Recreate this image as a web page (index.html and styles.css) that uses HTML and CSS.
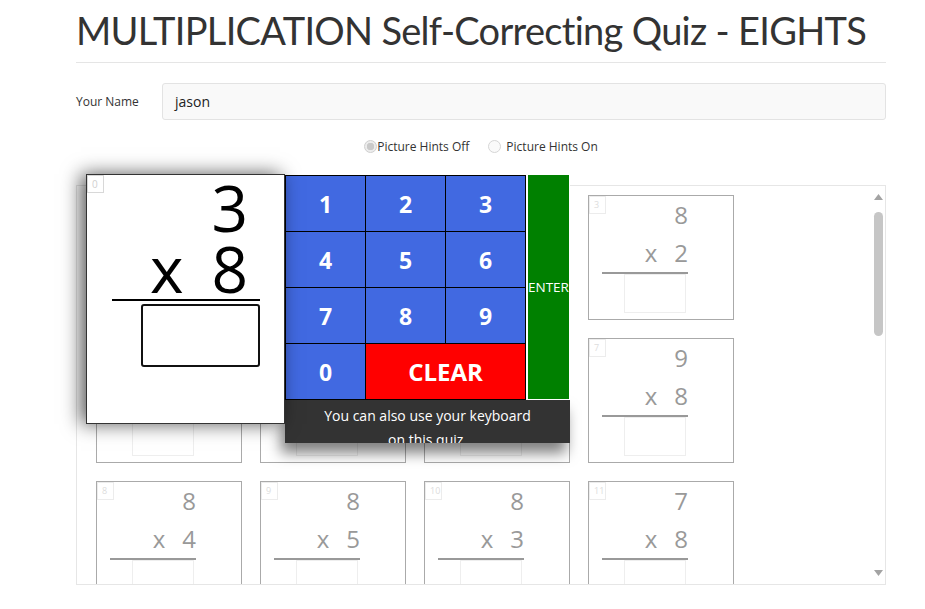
FILE: index.html
```html
<!DOCTYPE html>
<html>
<head>
<meta charset="utf-8">
<title>MULTIPLICATION Self-Correcting Quiz - EIGHTS</title>
<link rel="stylesheet" href="styles.css">
</head>
<body>
<div class="page">
  <h1 class="title">MULTIPLICATION Self-Correcting Quiz - EIGHTS</h1>
  <hr class="rule">
  <div class="name-row">
    <label class="name-label">Your Name</label>
    <div class="name-input">jason</div>
  </div>
  <div class="hints">
    <label class="hint"><input class="radio radio-on" type="radio" name="hints" checked disabled>Picture Hints Off</label>
    <label class="hint hint-second"><input class="radio" type="radio" name="hints" disabled>Picture Hints On</label>
  </div>
  <div class="quiz">
    <div class="scroller">
      <div class="grid">
        <div class="card"><span class="tag">0</span><div class="problem"><div>3</div><div><span class="x">x</span>8</div></div><div class="answer"></div></div>
        <div class="card"><span class="tag">1</span><div class="problem"><div>8</div><div><span class="x">x</span>6</div></div><div class="answer"></div></div>
        <div class="card"><span class="tag">2</span><div class="problem"><div>1</div><div><span class="x">x</span>8</div></div><div class="answer"></div></div>
        <div class="card"><span class="tag">3</span><div class="problem"><div>8</div><div><span class="x">x</span>2</div></div><div class="answer"></div></div>
        <div class="card"><span class="tag">4</span><div class="problem"><div>8</div><div><span class="x">x</span>9</div></div><div class="answer"></div></div>
        <div class="card"><span class="tag">5</span><div class="problem"><div>6</div><div><span class="x">x</span>8</div></div><div class="answer"></div></div>
        <div class="card"><span class="tag">6</span><div class="problem"><div>8</div><div><span class="x">x</span>7</div></div><div class="answer"></div></div>
        <div class="card"><span class="tag">7</span><div class="problem"><div>9</div><div><span class="x">x</span>8</div></div><div class="answer"></div></div>
        <div class="card"><span class="tag">8</span><div class="problem"><div>8</div><div><span class="x">x</span>4</div></div><div class="answer"></div></div>
        <div class="card"><span class="tag">9</span><div class="problem"><div>8</div><div><span class="x">x</span>5</div></div><div class="answer"></div></div>
        <div class="card"><span class="tag">10</span><div class="problem"><div>8</div><div><span class="x">x</span>3</div></div><div class="answer"></div></div>
        <div class="card"><span class="tag">11</span><div class="problem"><div>7</div><div><span class="x">x</span>8</div></div><div class="answer"></div></div>
        <div class="card"><span class="tag">12</span><div class="problem"><div>8</div><div><span class="x">x</span>8</div></div><div class="answer"></div></div>
        <div class="card"><span class="tag">13</span><div class="problem"><div>4</div><div><span class="x">x</span>8</div></div><div class="answer"></div></div>
        <div class="card"><span class="tag">14</span><div class="problem"><div>8</div><div><span class="x">x</span>1</div></div><div class="answer"></div></div>
        <div class="card"><span class="tag">15</span><div class="problem"><div>2</div><div><span class="x">x</span>8</div></div><div class="answer"></div></div>
      </div>
    </div>
    <div class="scrollbar">
      <svg class="arrow" width="9" height="6" viewBox="0 0 9 6"><polygon points="0,6 9,6 4.5,0" fill="#a3a3a3"/></svg>
      <div class="track"><div class="thumb"></div></div>
      <svg class="arrow" width="9" height="6" viewBox="0 0 9 6"><polygon points="0,0 9,0 4.5,6" fill="#a3a3a3"/></svg>
    </div>
    <div class="popup">
      <div class="card big-card"><span class="tag">0</span><div class="problem"><div>3</div><div><span class="x">x</span>8</div></div><div class="answer"></div></div>
      <div class="pad">
        <div class="pad-top">
          <div class="keys">
            <div class="key">1</div>
            <div class="key">2</div>
            <div class="key">3</div>
            <div class="key">4</div>
            <div class="key">5</div>
            <div class="key">6</div>
            <div class="key">7</div>
            <div class="key">8</div>
            <div class="key">9</div>
            <div class="key">0</div>
            <div class="key key-clear">CLEAR</div>
          </div>
          <div class="enter">ENTER</div>
        </div>
        <div class="pad-note">You can also use your keyboard<br>on this quiz.</div>
      </div>
    </div>
  </div>
</div>
</body>
</html>
```

FILE: styles.css
```css
* { box-sizing: border-box; }

body {
  margin: 0;
  font-family: "Open Sans", "Noto Sans", sans-serif;
  color: #333;
  background: #fff;
}

.page {
  width: 810px;
  margin-left: 76px;
}

.title {
  font-family: Lato, "Open Sans", sans-serif;
  font-weight: 400;
  font-size: 38px;
  letter-spacing: -0.7px;
  line-height: 47px;
  margin: 7px 0 0;
  color: #333;
  white-space: nowrap;
}

.rule {
  border: 0;
  border-top: 1px solid #e5e5e5;
  margin: 8px 0 0;
  height: 0;
}

.name-row {
  display: flex;
  align-items: center;
  margin-top: 20px;
}

.name-label {
  width: 86px;
  font-size: 12px;
  color: #333;
}

.name-input {
  flex: 1;
  height: 37px;
  border: 1px solid #e3e3e3;
  border-radius: 3px;
  background: #f9f9f9;
  padding-left: 12px;
  font-size: 14px;
  line-height: 35px;
  color: #222;
}

.hints {
  display: flex;
  justify-content: center;
  align-items: center;
  height: 18px;
  margin-top: 17px;
  font-size: 12px;
  color: #333;
}

.hint {
  display: flex;
  align-items: center;
}

.hint-second {
  margin-left: 19px;
}

.radio {
  appearance: none;
  -webkit-appearance: none;
  width: 13px;
  height: 13px;
  margin: 0;
  border: 1px solid #d6d6d6;
  border-radius: 50%;
  background: #fafafa;
}

.radio-on {
  background: radial-gradient(circle, #c9c9c9 0 3.5px, #ececec 4px);
  border-color: #cfcfcf;
}

.hint-second .radio {
  margin-right: 5px;
}

.quiz {
  position: relative;
  display: flex;
  margin-top: 30px;
  height: 400px;
  border: 1px solid #e6e6e6;
}

.scroller {
  flex: 1;
  height: 398px;
  overflow: hidden;
}

.scrollbar {
  width: 15px;
  display: flex;
  flex-direction: column;
  align-items: flex-start;
  padding: 8px 0 8px 4px;
}

.arrow {
  display: block;
  flex: none;
}

.track {
  flex: 1;
  padding-top: 12px;
}

.thumb {
  width: 9px;
  height: 124px;
  border-radius: 5px;
  background: #c6c6c6;
}

.grid {
  display: grid;
  grid-template-columns: repeat(4, 146px);
  gap: 18px;
  padding: 9px 0 12px 19px;
}

.card {
  position: relative;
  height: 125px;
  border: 1px solid #aaa;
  background: #fff;
}

.tag {
  position: absolute;
  left: 0;
  top: 0;
  width: 17px;
  height: 18px;
  border: 1px solid #ececec;
  font-size: 9px;
  line-height: 16px;
  padding-left: 4px;
  color: #ddd;
}

.problem {
  margin-left: 13px;
  width: 86px;
  font-size: 24px;
  line-height: 38px;
  text-align: right;
  color: #999;
  border-bottom: 2px solid #999;
}

.problem .x {
  margin-right: 17px;
}

.answer {
  margin-left: 35px;
  width: 62px;
  height: 39px;
  border: 1px solid #eee;
}

/* Popup (enlarged active card + keypad) */
.popup {
  position: absolute;
  left: 9px;
  top: -12px;
  display: flex;
  align-items: flex-start;
}

.big-card {
  width: 199px;
  height: 250px;
  border: 1px solid #333;
  padding-top: 2px;
  box-shadow: -5px 0 18px rgba(0, 0, 0, 0.65);
}

.big-card .tag {
  border-color: #d8d8d8;
  color: #d0d0d0;
  font-size: 10px;
}

.big-card .problem {
  margin-left: 25px;
  width: 148px;
  padding-right: 12px;
  font-size: 64px;
  line-height: 61px;
  color: #000;
  border-bottom: 2px solid #000;
}

.big-card .x {
  margin-right: 28px;
}

.big-card .answer {
  margin: 3px 0 0 54px;
  width: 119px;
  height: 63px;
  border: 2px solid #111;
  border-radius: 3px;
}

.pad {
  width: 285px;
  margin-top: 1px;
}

.pad-top {
  display: flex;
  background: #fff;
}

.keys {
  display: grid;
  grid-template-columns: repeat(3, 79px);
  grid-template-rows: repeat(4, 55px);
  gap: 1px;
  padding: 1px;
  background: #000;
  width: 241px;
}

.key {
  display: flex;
  align-items: center;
  justify-content: center;
  background: #4169e1;
  color: #fff;
  font-weight: 700;
  font-size: 23px;
}

.key-clear {
  grid-column: span 2;
  background: #ff0000;
  font-size: 24px;
}

.enter {
  width: 44px;
  height: 225px;
  margin-left: 1px;
  border: 1px solid #fff;
  border-top: 0;
  background: #008000;
  color: #fff;
  font-size: 13.5px;
  display: flex;
  align-items: center;
  overflow: hidden;
  white-space: nowrap;
}

.pad-note {
  height: 43px;
  overflow: hidden;
  padding-top: 4px;
  background: #333;
  color: #fff;
  font-size: 14px;
  line-height: 24px;
  text-align: center;
  box-shadow: -4px 10px 14px rgba(0, 0, 0, 0.5);
}
```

————

To be done: Pull out all lines of the data with the string "index".

Task output:
Recreate this image as a web page (index.html and styles.css) that uses HTML and CSS.
FILE: index.html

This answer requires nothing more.